***** Source excerpt
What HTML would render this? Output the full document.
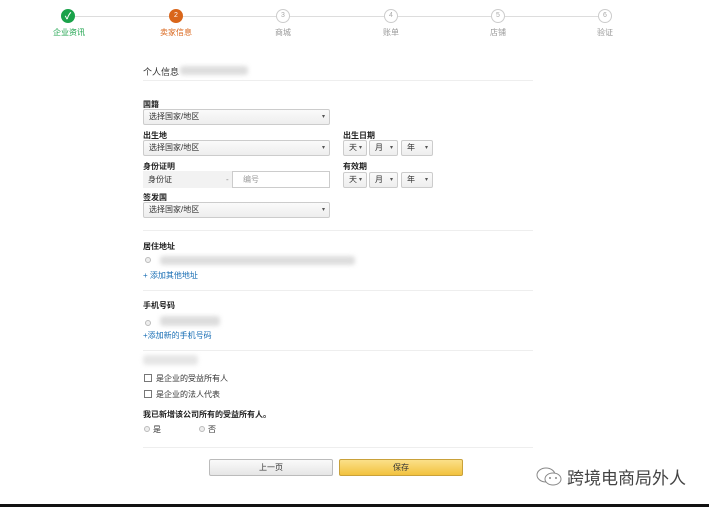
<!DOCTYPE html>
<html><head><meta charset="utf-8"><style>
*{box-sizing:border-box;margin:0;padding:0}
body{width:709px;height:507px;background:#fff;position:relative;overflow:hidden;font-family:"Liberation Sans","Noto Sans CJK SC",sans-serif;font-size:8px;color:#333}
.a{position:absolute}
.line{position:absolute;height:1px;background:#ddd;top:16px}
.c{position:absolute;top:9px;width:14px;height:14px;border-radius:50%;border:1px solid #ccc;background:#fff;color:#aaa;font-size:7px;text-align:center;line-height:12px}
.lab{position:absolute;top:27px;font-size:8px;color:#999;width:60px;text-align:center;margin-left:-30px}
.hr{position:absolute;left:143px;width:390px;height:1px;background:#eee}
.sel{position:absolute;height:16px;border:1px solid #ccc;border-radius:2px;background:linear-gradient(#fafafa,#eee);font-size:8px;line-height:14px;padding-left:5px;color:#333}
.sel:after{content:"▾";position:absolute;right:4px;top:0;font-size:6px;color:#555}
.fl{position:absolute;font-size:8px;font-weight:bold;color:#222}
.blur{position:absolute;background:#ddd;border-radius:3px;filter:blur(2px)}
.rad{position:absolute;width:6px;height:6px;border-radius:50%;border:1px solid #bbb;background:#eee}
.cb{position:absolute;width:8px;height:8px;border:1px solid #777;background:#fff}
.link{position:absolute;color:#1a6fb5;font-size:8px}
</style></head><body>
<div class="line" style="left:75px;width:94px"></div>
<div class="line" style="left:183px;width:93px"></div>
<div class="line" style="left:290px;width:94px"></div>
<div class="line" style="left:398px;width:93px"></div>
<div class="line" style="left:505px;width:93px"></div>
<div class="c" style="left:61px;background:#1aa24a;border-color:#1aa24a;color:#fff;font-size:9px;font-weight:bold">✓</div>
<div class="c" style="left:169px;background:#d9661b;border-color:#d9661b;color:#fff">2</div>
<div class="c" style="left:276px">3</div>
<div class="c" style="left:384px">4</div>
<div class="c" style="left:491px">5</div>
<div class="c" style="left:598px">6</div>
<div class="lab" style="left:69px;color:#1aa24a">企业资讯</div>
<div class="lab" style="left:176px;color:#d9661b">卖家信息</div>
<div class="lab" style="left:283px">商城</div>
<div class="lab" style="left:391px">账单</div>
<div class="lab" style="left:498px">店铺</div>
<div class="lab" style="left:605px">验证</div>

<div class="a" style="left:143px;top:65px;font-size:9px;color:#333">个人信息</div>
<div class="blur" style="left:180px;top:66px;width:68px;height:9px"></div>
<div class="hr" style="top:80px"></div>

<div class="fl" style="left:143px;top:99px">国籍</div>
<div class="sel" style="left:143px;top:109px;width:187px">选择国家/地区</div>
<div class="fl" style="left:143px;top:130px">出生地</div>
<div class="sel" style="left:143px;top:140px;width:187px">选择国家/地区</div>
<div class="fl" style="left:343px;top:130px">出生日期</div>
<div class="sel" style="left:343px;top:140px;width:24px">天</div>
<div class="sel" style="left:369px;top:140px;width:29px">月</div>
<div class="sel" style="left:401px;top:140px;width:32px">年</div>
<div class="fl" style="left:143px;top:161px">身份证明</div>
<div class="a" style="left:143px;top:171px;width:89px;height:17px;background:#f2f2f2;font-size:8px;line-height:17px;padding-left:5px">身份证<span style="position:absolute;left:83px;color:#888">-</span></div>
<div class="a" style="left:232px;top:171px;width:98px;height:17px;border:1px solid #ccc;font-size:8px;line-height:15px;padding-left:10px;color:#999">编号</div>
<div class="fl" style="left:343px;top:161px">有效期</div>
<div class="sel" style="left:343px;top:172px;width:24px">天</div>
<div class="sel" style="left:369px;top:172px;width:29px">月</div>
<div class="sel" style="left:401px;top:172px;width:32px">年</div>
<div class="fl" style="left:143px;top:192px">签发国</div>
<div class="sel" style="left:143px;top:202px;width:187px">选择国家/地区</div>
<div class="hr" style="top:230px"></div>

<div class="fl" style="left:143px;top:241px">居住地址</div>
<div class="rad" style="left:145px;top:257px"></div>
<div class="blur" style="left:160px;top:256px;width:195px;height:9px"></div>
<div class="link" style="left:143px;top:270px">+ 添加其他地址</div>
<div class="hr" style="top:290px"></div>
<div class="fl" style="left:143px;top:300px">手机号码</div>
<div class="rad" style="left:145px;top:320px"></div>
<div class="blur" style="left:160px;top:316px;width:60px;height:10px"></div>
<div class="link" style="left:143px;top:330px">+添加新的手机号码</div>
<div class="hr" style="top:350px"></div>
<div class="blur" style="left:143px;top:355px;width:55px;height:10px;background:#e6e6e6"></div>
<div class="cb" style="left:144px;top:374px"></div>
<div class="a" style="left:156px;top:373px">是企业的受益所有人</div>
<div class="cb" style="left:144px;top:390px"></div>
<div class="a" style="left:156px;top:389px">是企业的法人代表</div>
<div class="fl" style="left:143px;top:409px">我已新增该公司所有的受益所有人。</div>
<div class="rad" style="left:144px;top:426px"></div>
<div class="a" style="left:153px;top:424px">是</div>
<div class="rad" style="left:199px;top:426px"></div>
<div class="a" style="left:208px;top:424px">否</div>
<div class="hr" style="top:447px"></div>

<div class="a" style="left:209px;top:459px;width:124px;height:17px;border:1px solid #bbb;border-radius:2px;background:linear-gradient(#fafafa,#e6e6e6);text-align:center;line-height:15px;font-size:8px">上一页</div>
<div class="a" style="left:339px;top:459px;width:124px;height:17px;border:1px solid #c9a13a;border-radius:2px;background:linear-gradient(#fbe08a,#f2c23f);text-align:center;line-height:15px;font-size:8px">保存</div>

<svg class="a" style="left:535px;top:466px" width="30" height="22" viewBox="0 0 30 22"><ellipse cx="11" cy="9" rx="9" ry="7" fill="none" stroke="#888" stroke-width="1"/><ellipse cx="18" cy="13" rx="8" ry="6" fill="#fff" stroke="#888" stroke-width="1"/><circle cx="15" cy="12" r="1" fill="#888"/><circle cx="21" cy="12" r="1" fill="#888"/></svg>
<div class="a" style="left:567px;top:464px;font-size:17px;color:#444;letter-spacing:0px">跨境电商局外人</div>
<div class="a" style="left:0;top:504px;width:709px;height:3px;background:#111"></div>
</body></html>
**********
**Your goal:** Skip the images and write out the rest of the listing exactly.

**Exercise response:**
What HTML would render this? Output the full document.
<!DOCTYPE html>
<html><head><meta charset="utf-8"><style>
*{box-sizing:border-box;margin:0;padding:0}
body{width:709px;height:507px;background:#fff;position:relative;overflow:hidden;font-family:"Liberation Sans","Noto Sans CJK SC",sans-serif;font-size:8px;color:#333}
.a{position:absolute}
.line{position:absolute;height:1px;background:#ddd;top:16px}
.c{position:absolute;top:9px;width:14px;height:14px;border-radius:50%;border:1px solid #ccc;background:#fff;color:#aaa;font-size:7px;text-align:center;line-height:12px}
.lab{position:absolute;top:27px;font-size:8px;color:#999;width:60px;text-align:center;margin-left:-30px}
.hr{position:absolute;left:143px;width:390px;height:1px;background:#eee}
.sel{position:absolute;height:16px;border:1px solid #ccc;border-radius:2px;background:linear-gradient(#fafafa,#eee);font-size:8px;line-height:14px;padding-left:5px;color:#333}
.sel:after{content:"▾";position:absolute;right:4px;top:0;font-size:6px;color:#555}
.fl{position:absolute;font-size:8px;font-weight:bold;color:#222}
.blur{position:absolute;background:#ddd;border-radius:3px;filter:blur(2px)}
.rad{position:absolute;width:6px;height:6px;border-radius:50%;border:1px solid #bbb;background:#eee}
.cb{position:absolute;width:8px;height:8px;border:1px solid #777;background:#fff}
.link{position:absolute;color:#1a6fb5;font-size:8px}
</style></head><body>
<div class="line" style="left:75px;width:94px"></div>
<div class="line" style="left:183px;width:93px"></div>
<div class="line" style="left:290px;width:94px"></div>
<div class="line" style="left:398px;width:93px"></div>
<div class="line" style="left:505px;width:93px"></div>
<div class="c" style="left:61px;background:#1aa24a;border-color:#1aa24a;color:#fff;font-size:9px;font-weight:bold">✓</div>
<div class="c" style="left:169px;background:#d9661b;border-color:#d9661b;color:#fff">2</div>
<div class="c" style="left:276px">3</div>
<div class="c" style="left:384px">4</div>
<div class="c" style="left:491px">5</div>
<div class="c" style="left:598px">6</div>
<div class="lab" style="left:69px;color:#1aa24a">企业资讯</div>
<div class="lab" style="left:176px;color:#d9661b">卖家信息</div>
<div class="lab" style="left:283px">商城</div>
<div class="lab" style="left:391px">账单</div>
<div class="lab" style="left:498px">店铺</div>
<div class="lab" style="left:605px">验证</div>

<div class="a" style="left:143px;top:65px;font-size:9px;color:#333">个人信息</div>
<div class="blur" style="left:180px;top:66px;width:68px;height:9px"></div>
<div class="hr" style="top:80px"></div>

<div class="fl" style="left:143px;top:99px">国籍</div>
<div class="sel" style="left:143px;top:109px;width:187px">选择国家/地区</div>
<div class="fl" style="left:143px;top:130px">出生地</div>
<div class="sel" style="left:143px;top:140px;width:187px">选择国家/地区</div>
<div class="fl" style="left:343px;top:130px">出生日期</div>
<div class="sel" style="left:343px;top:140px;width:24px">天</div>
<div class="sel" style="left:369px;top:140px;width:29px">月</div>
<div class="sel" style="left:401px;top:140px;width:32px">年</div>
<div class="fl" style="left:143px;top:161px">身份证明</div>
<div class="a" style="left:143px;top:171px;width:89px;height:17px;background:#f2f2f2;font-size:8px;line-height:17px;padding-left:5px">身份证<span style="position:absolute;left:83px;color:#888">-</span></div>
<div class="a" style="left:232px;top:171px;width:98px;height:17px;border:1px solid #ccc;font-size:8px;line-height:15px;padding-left:10px;color:#999">编号</div>
<div class="fl" style="left:343px;top:161px">有效期</div>
<div class="sel" style="left:343px;top:172px;width:24px">天</div>
<div class="sel" style="left:369px;top:172px;width:29px">月</div>
<div class="sel" style="left:401px;top:172px;width:32px">年</div>
<div class="fl" style="left:143px;top:192px">签发国</div>
<div class="sel" style="left:143px;top:202px;width:187px">选择国家/地区</div>
<div class="hr" style="top:230px"></div>

<div class="fl" style="left:143px;top:241px">居住地址</div>
<div class="rad" style="left:145px;top:257px"></div>
<div class="blur" style="left:160px;top:256px;width:195px;height:9px"></div>
<div class="link" style="left:143px;top:270px">+ 添加其他地址</div>
<div class="hr" style="top:290px"></div>
<div class="fl" style="left:143px;top:300px">手机号码</div>
<div class="rad" style="left:145px;top:320px"></div>
<div class="blur" style="left:160px;top:316px;width:60px;height:10px"></div>
<div class="link" style="left:143px;top:330px">+添加新的手机号码</div>
<div class="hr" style="top:350px"></div>
<div class="blur" style="left:143px;top:355px;width:55px;height:10px;background:#e6e6e6"></div>
<div class="cb" style="left:144px;top:374px"></div>
<div class="a" style="left:156px;top:373px">是企业的受益所有人</div>
<div class="cb" style="left:144px;top:390px"></div>
<div class="a" style="left:156px;top:389px">是企业的法人代表</div>
<div class="fl" style="left:143px;top:409px">我已新增该公司所有的受益所有人。</div>
<div class="rad" style="left:144px;top:426px"></div>
<div class="a" style="left:153px;top:424px">是</div>
<div class="rad" style="left:199px;top:426px"></div>
<div class="a" style="left:208px;top:424px">否</div>
<div class="hr" style="top:447px"></div>

<div class="a" style="left:209px;top:459px;width:124px;height:17px;border:1px solid #bbb;border-radius:2px;background:linear-gradient(#fafafa,#e6e6e6);text-align:center;line-height:15px;font-size:8px">上一页</div>
<div class="a" style="left:339px;top:459px;width:124px;height:17px;border:1px solid #c9a13a;border-radius:2px;background:linear-gradient(#fbe08a,#f2c23f);text-align:center;line-height:15px;font-size:8px">保存</div>

<svg class="a" style="left:535px;top:466px" width="30" height="22" viewBox="0 0 30 22"><ellipse cx="11" cy="9" rx="9" ry="7" fill="none" stroke="#888" stroke-width="1"/><ellipse cx="18" cy="13" rx="8" ry="6" fill="#fff" stroke="#888" stroke-width="1"/><circle cx="15" cy="12" r="1" fill="#888"/><circle cx="21" cy="12" r="1" fill="#888"/></svg>
<div class="a" style="left:567px;top:464px;font-size:17px;color:#444;letter-spacing:0px">跨境电商局外人</div>
<div class="a" style="left:0;top:504px;width:709px;height:3px;background:#111"></div>
</body></html>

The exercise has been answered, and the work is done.